When most Americans think of Jews, they think of Ashkenazim — Jews whose roots come from Eastern Europe and the Pale of Settlement, whose ancestors spoke Yiddish, who came to America en masse in the late 1800s to escape the pogroms in Russia.

But Seattle’s Jewish history includes a significant chapter of Sephardic influence. When Jews were expelled from Spain in 1492, they spread across the world, taking Ladino with many going to the Ottoman Empire. When that fell following World War I, many of its Jews came to America.

As Naar reconnected with his family history, windows opened up for his future.

“People would be confused — and I was too — why was my grandfather was born in what is now Greece, but his older brothers were born in the same city but at that time it was part of the Ottoman Empire, but they spoke basically a Spanish language, but a Spanish language that they wrote in Hebrew letters, and yet they went to French schools,” Naar said. “That required some explanation, and so a little bit of reading here and there opened up this entire universe.”

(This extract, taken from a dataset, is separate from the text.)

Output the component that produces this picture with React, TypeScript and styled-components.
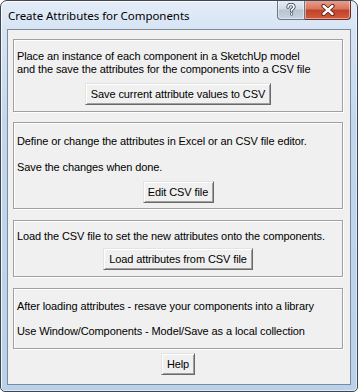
import React from 'react';
import styled, { createGlobalStyle } from 'styled-components';

const GlobalStyle = createGlobalStyle`
  html, body {
    margin: 0;
    padding: 0;
    background: #ffffff;
  }
`;

const Window = styled.div`
  width: 358px;
  height: 392px;
  box-sizing: border-box;
  border: 1px solid #3f4650;
  border-radius: 7px 7px 5px 5px;
  background: linear-gradient(180deg, #e4edf8 0px, #d6e4f4 28px, #c2d7ee 120px, #b9d1ea 100%);
  box-shadow: inset 1px 1px 0 rgba(255, 255, 255, 0.8), inset -1px -1px 0 rgba(255, 255, 255, 0.5);
  display: flex;
  flex-direction: column;
  overflow: hidden;
`;

const TitleBar = styled.div`
  height: 28px;
  display: flex;
  align-items: flex-start;
  justify-content: space-between;
  padding-left: 7px;
  padding-right: 6px;
`;

const Title = styled.div`
  font-family: "Noto Sans", "Open Sans", sans-serif;
  font-size: 11.5px;
  letter-spacing: -0.05px;
  line-height: 16px;
  color: #000000;
  margin-top: 7px;
`;

const CaptionButtons = styled.div`
  display: flex;
  margin-top: -1px;
`;

const CaptionButton = styled.div<{ $variant: 'help' | 'close' }>`
  width: ${p => (p.$variant === 'close' ? 46 : 28)}px;
  height: 20px;
  box-sizing: border-box;
  border: 1px solid ${p => (p.$variant === 'close' ? '#6d2b22' : '#6a7686')};
  border-top: none;
  border-radius: ${p => (p.$variant === 'close' ? '0 0 4px 0' : '0 0 0 4px')};
  ${p => (p.$variant === 'close' ? 'border-left: none;' : '')}
  background: ${p =>
    p.$variant === 'close'
      ? 'linear-gradient(180deg, #e8a493 0%, #d9765f 45%, #c2432a 55%, #cf5d40 100%)'
      : 'linear-gradient(180deg, #e9eef4 0%, #d2dbe6 45%, #b8c4d3 55%, #c8d3e0 100%)'};
  box-shadow: inset 0 0 0 1px rgba(255, 255, 255, 0.45);
  display: flex;
  align-items: center;
  justify-content: center;
`;

const Client = styled.div`
  flex: 1;
  margin: 0 6px 6px 6px;
  border: 1px solid #7c8a9c;
  background: #f0f0f0;
  padding: 9px 7px 0 5px;
  display: flex;
  flex-direction: column;
  font-family: "Liberation Sans", Arial, sans-serif;
  font-size: 11px;
  letter-spacing: -0.1px;
  color: #000000;
`;

const Group = styled.div<{ $h: number; $mt: number }>`
  height: ${p => p.$h}px;
  margin-top: ${p => p.$mt}px;
  box-sizing: border-box;
  border: 1px solid #a0a0a0;
  box-shadow: inset 1px 1px 0 #ffffff, 1px 1px 0 #ffffff;
  padding: 0 3px;
  display: flex;
  flex-direction: column;
  align-items: flex-start;
`;

const Line = styled.div<{ $mt?: number }>`
  line-height: 13px;
  margin-top: ${p => p.$mt ?? 0}px;
  white-space: nowrap;
`;

const Button = styled.button<{ $w: number; $mt: number }>`
  width: ${p => p.$w}px;
  height: 22px;
  margin-top: ${p => p.$mt}px;
  align-self: center;
  box-sizing: border-box;
  padding: 0;
  font-family: "Liberation Sans", Arial, sans-serif;
  font-size: 11px;
  letter-spacing: -0.1px;
  color: #000000;
  background: #f0f0f0;
  border: 1px solid;
  border-color: #e3e3e3 #6a6a6a #6a6a6a #e3e3e3;
  box-shadow: inset 1px 1px 0 #ffffff, inset -1px -1px 0 #a0a0a0;
  border-radius: 0;
`;

const HelpRow = styled.div`
  display: flex;
  justify-content: center;
  width: 330px;
  margin-top: 4px;
`;

const HelpGlyph = () => (
  <svg width="10" height="13" viewBox="0 0 10 13">
    <path
      d="M2 4.2 C2 2.2 3.4 1.5 5 1.5 C6.8 1.5 8 2.5 8 3.9 C8 5.4 6.2 5.8 5.6 6.9 L5.6 8"
      fill="none"
      stroke="#3a4656"
      strokeWidth="3.2"
      strokeLinecap="round"
    />
    <path
      d="M2 4.2 C2 2.2 3.4 1.5 5 1.5 C6.8 1.5 8 2.5 8 3.9 C8 5.4 6.2 5.8 5.6 6.9 L5.6 8"
      fill="none"
      stroke="#ffffff"
      strokeWidth="1.6"
      strokeLinecap="round"
    />
    <circle cx="5.6" cy="11" r="1.6" fill="#3a4656" />
    <circle cx="5.6" cy="11" r="0.9" fill="#ffffff" />
  </svg>
);

const CloseGlyph = () => (
  <svg width="14" height="12" viewBox="0 0 14 12">
    <path d="M2.5 2 L11.5 10 M11.5 2 L2.5 10" stroke="#5a1a12" strokeWidth="4.2" strokeLinecap="round" />
    <path d="M2.5 2 L11.5 10 M11.5 2 L2.5 10" stroke="#ffffff" strokeWidth="2.4" strokeLinecap="round" />
  </svg>
);

export default function App() {
  return (
    <>
      <GlobalStyle />
      <Window>
        <TitleBar>
          <Title>Create Attributes for Components</Title>
          <CaptionButtons>
            <CaptionButton $variant="help">
              <HelpGlyph />
            </CaptionButton>
            <CaptionButton $variant="close">
              <CloseGlyph />
            </CaptionButton>
          </CaptionButtons>
        </TitleBar>
        <Client>
          <Group $h={73} $mt={0}>
            <Line $mt={10}>Place an instance of each component in a SketchUp model</Line>
            <Line>and the save the attributes for the components into a CSV file</Line>
            <Button $w={186} $mt={7}>Save current attribute values to CSV</Button>
          </Group>
          <Group $h={87} $mt={10}>
            <Line $mt={12}>Define or change the attributes in Excel or an CSV file editor.</Line>
            <Line $mt={13}>Save the changes when done.</Line>
            <Button $w={71} $mt={7}>Edit CSV file</Button>
          </Group>
          <Group $h={57} $mt={11}>
            <Line $mt={9}>Load the CSV file to set the new attributes onto the components.</Line>
            <Button $w={150} $mt={5}>Load attributes from CSV file</Button>
          </Group>
          <Group $h={61} $mt={11}>
            <Line $mt={11}>After loading attributes - resave your components into a library</Line>
            <Line $mt={12}>Use Window/Components - Model/Save as a local collection</Line>
          </Group>
          <HelpRow>
            <Button $w={34} $mt={0}>Help</Button>
          </HelpRow>
        </Client>
      </Window>
    </>
  );
}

After writing his dissertation at Stanford, Naar took an opening at the UW, presenting a special opportunity. Jews make up around 5 percent of the American population, and about 2 percent of American Jews are Sephardic. But Seattle has the largest proportion of Sephardic Jews anywhere outside of Israel. And since the 1910s, Turkish and Greek Sephardim have been intertwined with the city’s history.

“The first fish merchants at Pike Place Market were Ladino-speaking Sephardic Jews,” Naar said. “The family that has endowed the symphony hall, the Benaroyas, they are Sephardic Jews. Seattle [became] one of the few cities in America where Sephardic Jews … have made their imprint.”

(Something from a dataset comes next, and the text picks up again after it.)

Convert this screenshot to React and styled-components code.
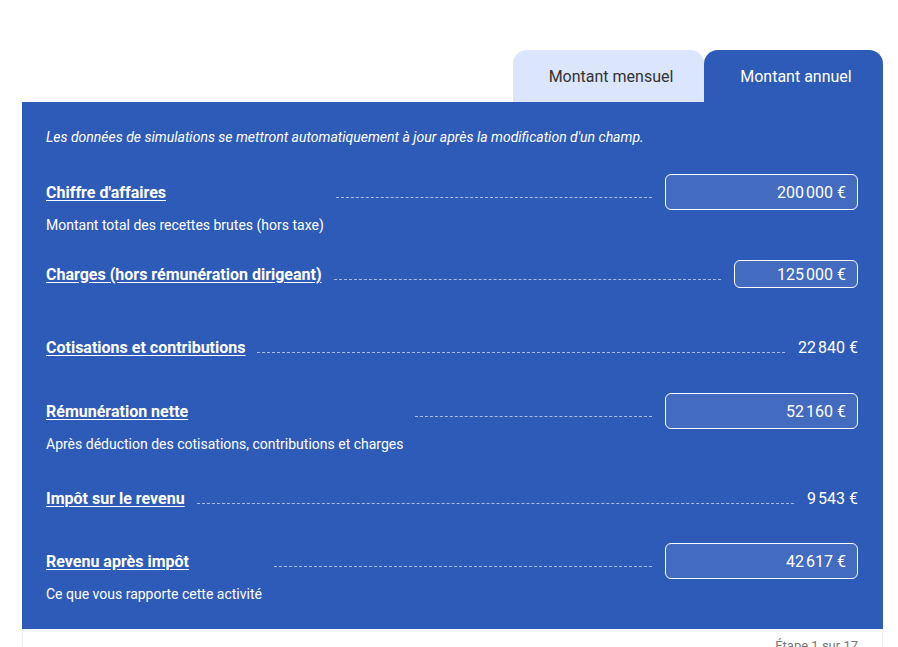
import React from "react";
import styled, { createGlobalStyle } from "styled-components";

const rows = [
  { label: "Chiffre d'affaires", desc: "Montant total des recettes brutes (hors taxe)", value: "200\u202f000 €", input: "large", mt: 0 },
  { label: "Charges (hors rémunération dirigeant)", value: "125\u202f000 €", input: "small", mt: 25 },
  { label: "Cotisations et contributions", value: "22\u202f840 €", mt: 41 },
  { label: "Rémunération nette", desc: "Après déduction des cotisations, contributions et charges", value: "52\u202f160 €", input: "large", mt: 28 },
  { label: "Impôt sur le revenu", value: "9\u202f543 €", mt: 26 },
  { label: "Revenu après impôt", desc: "Ce que vous rapporte cette activité", value: "42\u202f617 €", input: "large", mt: 27 },
];

function App() {
  return (
    <>
      <GlobalStyle />
      <Page>
        <Tabs>
          <Tab>Montant mensuel</Tab>
          <Tab $active>Montant annuel</Tab>
        </Tabs>
        <Panel>
          <Intro>
            Les données de simulations se mettront automatiquement à jour après la modification d'un champ.
          </Intro>
          {rows.map((row, index) => (
            <Row key={index} $mt={row.mt}>
              <LabelCol>
                <TopLine $small={row.input === "small"}>
                  <Label href="#">{row.label}</Label>
                </TopLine>
                {row.desc && <Desc>{row.desc}</Desc>}
              </LabelCol>
              <Dots $small={row.input === "small"} />
              {row.input ? (
                <Input $small={row.input === "small"}>{row.value}</Input>
              ) : (
                <Value>{row.value}</Value>
              )}
            </Row>
          ))}
        </Panel>
        <Footer>
          <Step>Étape 1 sur 17</Step>
        </Footer>
      </Page>
    </>
  );
}

const GlobalStyle = createGlobalStyle`
  body {
    margin: 0;
    background: #fff;
    font-family: Roboto, "Liberation Sans", sans-serif;
  }
`;

const Page = styled.div`
  padding: 50px 15px 0 22px;
`;

const Tabs = styled.div`
  display: flex;
  justify-content: flex-end;
`;

const Tab = styled.div`
  height: 52px;
  display: flex;
  align-items: center;
  justify-content: center;
  box-sizing: border-box;
  padding-left: 5px;
  width: ${(p) => (p.$active ? "179px" : "191px")};
  border-radius: 14px 14px 0 0;
  background: ${(p) => (p.$active ? "#2e5bb8" : "#dbe5fc")};
  color: ${(p) => (p.$active ? "#fff" : "#333")};
  font-size: 16px;
`;

const Panel = styled.div`
  background: #2e5bb8;
  color: #fff;
  padding: 26px 25px 26px 24px;
  height: 527px;
  box-sizing: border-box;
`;

const Intro = styled.p`
  margin: 0 0 28px;
  font-size: 14px;
  font-style: italic;
  line-height: 18px;
`;

const Row = styled.div`
  display: flex;
  align-items: flex-start;
  margin-top: ${(p) => p.$mt}px;
`;

const LabelCol = styled.div`
  display: flex;
  flex-direction: column;
`;

const TopLine = styled.div`
  height: ${(p) => (p.$small ? "28px" : "36px")};
  display: flex;
  align-items: center;
`;

const Label = styled.a`
  color: #fff;
  font-weight: 700;
  font-size: 16px;
  text-decoration: underline;
  text-underline-offset: 2px;
`;

const Desc = styled.div`
  font-size: 14px;
  margin-top: 5px;
  line-height: 20px;
`;

const Dots = styled.div`
  flex: 1;
  height: ${(p) => (p.$small ? "19px" : "23px")};
  border-bottom: 1px dashed rgba(255, 255, 255, 0.6);
  margin: 0 13px 0 12px;
`;

const Input = styled.div`
  width: ${(p) => (p.$small ? "124px" : "193px")};
  height: ${(p) => (p.$small ? "28px" : "36px")};
  box-sizing: border-box;
  border: 1px solid #fff;
  border-radius: 6px;
  background: rgba(255, 255, 255, 0.1);
  display: flex;
  align-items: center;
  justify-content: flex-end;
  padding: 0 11px;
  font-size: 16px;
`;

const Value = styled.div`
  height: 36px;
  display: flex;
  align-items: center;
  font-size: 16px;
`;

const Footer = styled.div`
  border: 1px solid #eee;
  border-top: 3px solid #f3f6fe;
  height: 60px;
  display: flex;
  justify-content: flex-end;
  padding: 6px 24px 0;
`;

const Step = styled.div`
  color: #777;
  font-size: 13px;
`;

export default App;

But within the greater American Jewish community and the greater American population at large, Sephardic culture has faded. Barely anyone speaks Ladino anymore, making Naar and his linguistic abilities a valuable resource, especially in the Sephardic goldmine of Seattle.

In 2012, everything started to come together when some of the older members of the Sephardic community came to Naar, asking him to translate familial documents, books, and heirlooms.

“One of the first documents was brought to me by a gentleman in his 90s,” Naar said. “The only thing that he could read was the date and the place. It said ‘Seattle, 1942.’ So I start to read it to him, and starts to become very emotional. It turns out that it was his grandfather’s last will and testament. This guy, he’s an older guy, but he said that he had been waiting 70 years for me to come to Seattle to tell him what his grandfather had to say right before he passed away.”

Two of the walls of Naar’s office are nearly completely covered by floor-to-ceiling shelving of Sephardic works. Additional boxes of new arrivals lie stacked on the floor. Photo by Josh Kirshenbaum

Now, the Sephardic Treasures program has compiled more than 400 texts: Bibles, personal letters, essays on socialism, a translation of “Gulliver’s Travels.” The program takes in Ladino texts, digitizes them, and publishes them online for public viewing before giving back the original.

“There are other institutions, other universities that have smaller projects, translation projects, collection projects, but really we are in the leading position in that regard,” Naar said. “Our effort and our goal is to bring to public consciousness, both for the sake of students and scholars but also the broader public, and especially the descendants of this community who are no longer able to speak the language and have a sense of their own history or culture, to bring that out in the public and make part of the conversation about world cultures and histories, and to recognize the impact of those right here in Seattle.”

Naar and the program’s work will have a highlight come Dec. 5, at the Stroum Center’s annual Ladino Day. Speaking at the event will be Francois Azar, a French Sephardic author who compiled a collection of Sephardic folktales, both in Ladino and English, as well as Las Ladineros, a Seattle group dedicated to preserving the culture by discussions and readings.

“Unfortunately, we are the last generation of people who will ever really speak Ladino or understand Ladino,” said Victor Amira, one of Las Ladineros along with his wife Regina.

According to Naar, the program serves multiple groups. On one hand, it allows the newer generation of Sephardic Jews to reconnect with the culture of their grandparents that had faded due to assimilation. On the other, it can educate the greater American population of a minority group within a minority group that many have never heard of.

“A focus on the Sephardic experience will help us bust some myths and expand our understandings of the possibilities of what it means to be Jewish,” Naar said.

And in the current culture in America, preserving a dying language can have ramifications far beyond its few speakers.

“I think that’s what gives it a lot of power and a lot of resonance for us,” Naar said. “Today in a world today in which there is a lot of talk about building walls, this is a language that I see as having built bridges and potentially has the possibility of doing so again.”